No. My IRA and brokerage accounts are with the same broker and have been for years.
It's a mystery.
In addition to the date affecting whether a security is covered or non-covered, corporate actions, such as stock splits, stock dividends, and redemptions, can result in additional shares for the investor which are non-covered shares.
Shares in accounts that use the average cost method to determine basis are also non-covered. DRIP accounts are an example of this.
"In addition to the date affecting whether a security is covered or non-covered, corporate actions, such as stock splits, stock dividends, and redemptions, can result in additional shares for the investor which are non-covered shares. "
The security involved is a mutual fund - no splits, no stock dividends, no redemptions. All shares were acquired via transfer from IRA as required minimum distribution or reinvestment of dividend/capital gain distributions.
"Shares in accounts that use the average cost method to determine basis are also non-covered. DRIP accounts are an example of this. "
Not a DRIP account. I have never specified average cost and have not previously sold shares of this fund. On the 1099-B, the shares acquired via reinvested distributions are covered and show correct cost bases for each lot so it doesn't look like average cost is used. So, why would the shares acquired via transfer from IRA be noncovered?
While your brokerage firm may have been required to report cost basis to the IRS, by designating the mutual fund(s) cost basis as non-covered indicates that cost basis was apparently not reported. Thus, the brokerage firm is placing on you the responsibility of reporting basis. As the brokerage firm is the only party that would know why basis was not reported, the fact that they cannot explain why the mutual fund(s) in question reflect non-covered, likely means you may never know the explanation.
In general, everything you say is correct. However, I have been assuming that there must be some IRS "rule" that caused the shares transferred from the IRA to be designated noncovered. I couldn't find it in any of the IRS pubs I looked at. It doesn't actually matter but I was curious.
No, it is really simple. Covered means the company that issued the form absolutely knows everything about your basis. They can take responsibility and confirm those numbers.
Noncovered means the company can't say for sure or does not want to. There are many reasons a company will send a form as noncovered. It simply means the basis is up to the taxpayer to figure out.

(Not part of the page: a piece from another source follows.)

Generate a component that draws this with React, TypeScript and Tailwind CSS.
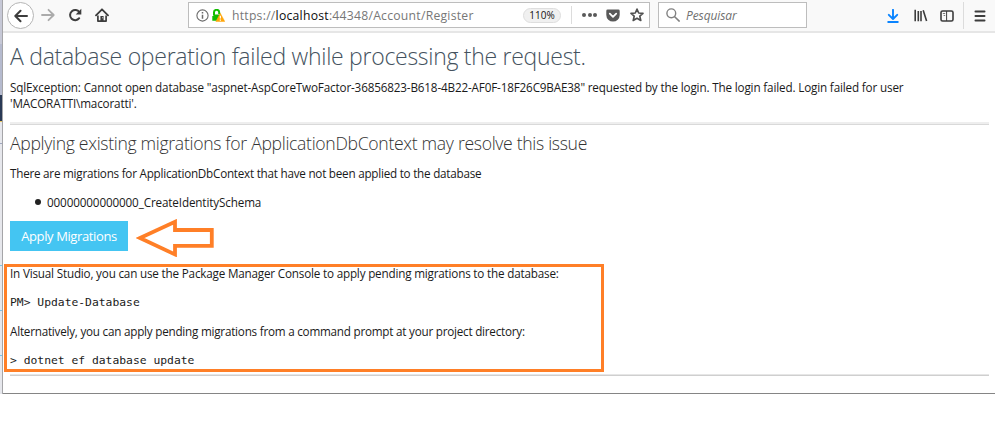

For many, it is the easiest way to issue a form.
Reference:
2023 Instructions for Form 1099-B - IRS
In this case, the company absolutely knows everything about the basis. The shares were transferred from an IRA account with the company to a taxable account with the same company, and their basis is their value on that day, which the company shows in the monthly statement and reports on Form 1099-R as the value of my husband's Required Minimum Distribution. In fact, on the December statement from the company, in a section entitled, "Schedule of Realized Gains and Losses Year-to-Date," the noncovered lots are listed with all the same info as the covered lots, including Date Acquired and Cost Basis. So that leaves "the company ... does not want to" or has some other reason.